W: Yeah, again, the irony of history. You know this was a German verein, the Harmonie Verein. They built the hall…maintained it up till WWI, and then…you would think that’d be contradictory…German and American Legion, because they were fighting the Germans, but…they first rented, then sold or deeded their hall to the American Legion. But…it got a name just as German as the original one because they named the post after a local boy who paid the ultimate sacrifice (Harry Haferkamp).

W: And this gets outside Missouri, but again, ironies of history…in what was then Germantown, Nebraska, they decided the town needed a more patriotic name, so they decided to name it again after the first local boy that died in the war. But the first casualty report comes in, and it’s a name about as German as Kamphoefner, so they passed that over. Same thing happens with the second guy…I think it was Riebling, or something like that, and so…it was a fairly short war as far as America’s concerned. They end up naming it after some poor devil that caught typhoid fever on the ship over and never saw a shot fired in anger…but he had the good Anglo name of Garland. And if you don’t believe it, you can look it up on your road atlas.

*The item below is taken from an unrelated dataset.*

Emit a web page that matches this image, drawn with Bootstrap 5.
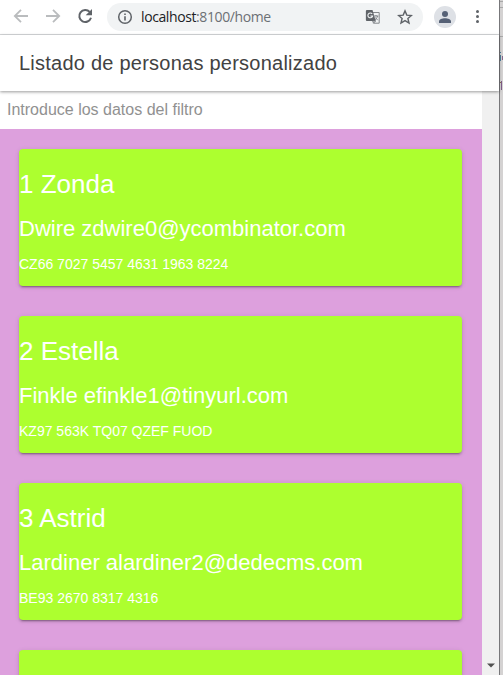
<!DOCTYPE html>
<html lang="es">
<head>
<meta charset="utf-8">
<meta name="viewport" content="width=device-width, initial-scale=1">
<title>Listado de personas</title>
<link href="https://cdn.jsdelivr.net/npm/bootstrap@5.3.0/dist/css/bootstrap.min.css" rel="stylesheet">
<style>
html, body { height: 100%; overflow: hidden; }
body { font-family: "Liberation Sans", Arial, sans-serif; background: #d4d2d2; }
.browser { width: 500px; border-right: 1px solid #77777a; }
.desktop-edge { width: 3px; background: #d4d2d2; }
.toolbar-row { height: 35px; border-bottom: 1px solid #d8dadc; padding-bottom: 2px; }
.nav-icons { width: 107px; padding-left: 13px; gap: 16px; }
.address { width: 316px; height: 28px; background: #f1f3f4; padding: 0 10px; margin-top: 1px; }
.address-text { font: 14px/20px "Open Sans", sans-serif; color: #202124; margin-left: 8px; letter-spacing: -.4px; }
.address-text span { color: #6c7075; }
.avatar { width: 22px; height: 22px; background: #dee1e6; margin-left: 11px; margin-top: 1px; }
.title-bar { height: 56px; padding-left: 19px; box-shadow: 0 1px 3px rgba(0,0,0,.4); z-index: 1; }
.title-bar h1 { font-size: 20px; line-height: 24px; letter-spacing: .24px; color: #424242; }
.filter-row { height: 38px; padding-left: 7px; padding-bottom: 1px; }
.filter-input { font-size: 16px; line-height: 20px; color: #919191; border: 0; padding: 0; outline: 0; background: none; }
.filter-input::placeholder { color: #919191; opacity: 1; }
.people { background: #dda0dd; padding: 20px 20px 0 19px; gap: 30px; }
.person { height: 137px; border: 0; border-radius: 4px; background: #adff2f; color: #fff; flex: none; padding-top: 20px;
  box-shadow: 0 3px 1px -2px rgba(0,0,0,.2), 0 2px 2px 0 rgba(0,0,0,.14), 0 1px 5px 0 rgba(0,0,0,.12); }
.person h2 { font-size: 26px; line-height: 31px; margin: 0 0 16px; }
.person h3 { font-size: 22px; line-height: 26px; margin: 0 0 12px; }
.person p { font-size: 14px; line-height: 20px; margin: 0; }
.scroll-track { width: 17px; background: #f0f0f0; padding-bottom: 7px; }
</style>
<script src="https://cdn.jsdelivr.net/npm/bootstrap@5.3.0/dist/js/bootstrap.bundle.min.js"></script>
</head>
<body>
<div class="d-flex vh-100 overflow-hidden">
  <div class="browser d-flex flex-column bg-white flex-shrink-0">
    <div class="toolbar-row d-flex align-items-center flex-shrink-0">
      <div class="nav-icons d-flex align-items-center">
        <svg width="16" height="16" viewBox="0 0 16 16" fill="none" stroke="#babcbe" stroke-width="1.8"><path d="M15 8H2.5M8 1.8 1.8 8 8 14.2"/></svg>
        <svg width="16" height="16" viewBox="0 0 16 16" fill="none" stroke="#babcbe" stroke-width="1.8"><path d="M1 8h12.5M8 1.8 14.2 8 8 14.2"/></svg>
        <svg width="16" height="16" viewBox="0 0 16 16"><path d="M12.7 3.9A6 6 0 1 0 14 9.8" fill="none" stroke="#5f6368" stroke-width="2"/><path d="M15 1v6.3H8.7z" fill="#5f6368"/></svg>
      </div>
      <div class="address rounded-pill d-flex align-items-center">
        <svg width="16" height="16" viewBox="0 0 16 16"><circle cx="8" cy="8" r="6.3" fill="none" stroke="#5f6368" stroke-width="1.5"/><path d="M7.2 7.2h1.6v4.3H7.2zM7.2 4.4h1.6V6H7.2z" fill="#5f6368"/></svg>
        <div class="address-text">localhost<span>:8100/home</span></div>
        <svg class="ms-auto" width="16" height="16" viewBox="0 0 16 16"><path d="M6 3.5h8.2v10.7H8.5" fill="#f1f3f4" stroke="#85888c"/><path d="M1.8 1h5.7l3.2 11H1.8a.9.9 0 0 1-.9-.9V1.9c0-.5.4-.9.9-.9z" fill="#5f6368"/><path d="M7.2 4.9A2.4 2.4 0 1 0 7.6 7H5.4" fill="none" stroke="#f1f3f4" stroke-width="1.1"/><path d="M8.8 7h4.5M11 6v1m1.5 0c-.3 1.8-1.3 3-2.5 4M9.8 8.2l3 3M7.7 12l2.9 0-2.1 2.2z" fill="none" stroke="#777b80" stroke-width=".9"/></svg>
        <svg class="ms-3" width="16" height="16" viewBox="0 0 16 16"><path d="m8 1.9 1.8 4.2 4.6.4-3.5 3 1.1 4.5L8 11.6 4 14l1.1-4.5-3.5-3 4.6-.4z" fill="none" stroke="#5f6368" stroke-width="1.4"/></svg>
      </div>
      <div class="avatar rounded-circle d-flex align-items-center justify-content-center">
        <svg width="14" height="14" viewBox="0 0 14 14" fill="#566176"><circle cx="7" cy="4" r="3"/><path d="M1 13v-1.7C1 9.3 4.2 8.2 7 8.2s6 1.1 6 3.1V13z"/></svg>
      </div>
      <svg class="ms-3" width="14" height="16" viewBox="0 0 14 16" fill="#5f6368"><circle cx="5.5" cy="3.5" r="1.5"/><circle cx="5.5" cy="8.5" r="1.5"/><circle cx="5.5" cy="13.5" r="1.5"/></svg>
    </div>
    <header class="title-bar bg-white d-flex align-items-center flex-shrink-0 position-relative">
      <h1 class="fw-normal mb-0">Listado de personas personalizado</h1>
    </header>
    <div class="d-flex flex-fill overflow-hidden">
      <main class="d-flex flex-column flex-fill">
        <div class="filter-row bg-white d-flex align-items-center flex-shrink-0">
          <input class="filter-input w-100" type="text" placeholder="Introduce los datos del filtro" aria-label="Filtro">
        </div>
        <div class="people d-flex flex-column flex-fill overflow-hidden">
          <article class="card person">
            <h2 class="fw-normal">1 Zonda</h2>
            <h3 class="fw-normal">Dwire zdwire0@ycombinator.com</h3>
            <p>CZ66 7027 5457 4631 1963 8224</p>
          </article>
          <article class="card person">
            <h2 class="fw-normal">2 Estella</h2>
            <h3 class="fw-normal">Finkle efinkle1@tinyurl.com</h3>
            <p>KZ97 563K TQ07 QZEF FUOD</p>
          </article>
          <article class="card person">
            <h2 class="fw-normal">3 Astrid</h2>
            <h3 class="fw-normal">Lardiner alardiner2@dedecms.com</h3>
            <p>BE93 2670 8317 4316</p>
          </article>
          <article class="card person"></article>
        </div>
      </main>
      <div class="scroll-track d-flex align-items-end justify-content-center flex-shrink-0">
        <svg width="8" height="5" viewBox="0 0 8 5"><path d="M0 .5h8L4 4.5z" fill="#505050"/></svg>
      </div>
    </div>
  </div>
  <div class="desktop-edge overflow-hidden flex-shrink-0">
    <svg class="d-block" width="3" height="100" viewBox="0 0 3 100" shape-rendering="crispEdges">
      <path d="M0 1h3v1H0zM0 7h3v1H0zM0 36h3v1H0z" fill="#a8a8a8"/>
      <path d="M0 52h1v1H0zM0 55h1v6H0z" fill="#527f9c"/>
      <path d="M2 56h1v4H2z" fill="#87688a"/>
      <path d="M1 81h1v9H1z" fill="#7f5b88"/>
      <path d="M0 82h1v1H0z" fill="#8a7350"/>
    </svg>
  </div>
</div>
</body>
</html>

Gentle readers, I could tell you about a few more topics we touched upon, but I’ll stop here. I’m sure the omissions will surface at a later date. I hope you enjoy the two extra photos I’ve thrown in. The first depicts Patsy Kemner and Kimberly Koenig horse riding on the Diederich/Kamphoefner farm. Walter said he remembered that occasion.

The other photo is a Holt smithy photo I had never seen…Walter in a red t shirt, stands behind Olie Thilking…Wilbert Holt is in the background…and maybe one of you can identify the seated man wearing glasses (taken ca. 1975).

W: Great talking to you. Glad this finally worked out.

P: Thank you so much. That’s generous of you…actually even following my stories…and you keep encouraging me. I’m glad we got to talk.

May you have abundant curiosity, my dear readers.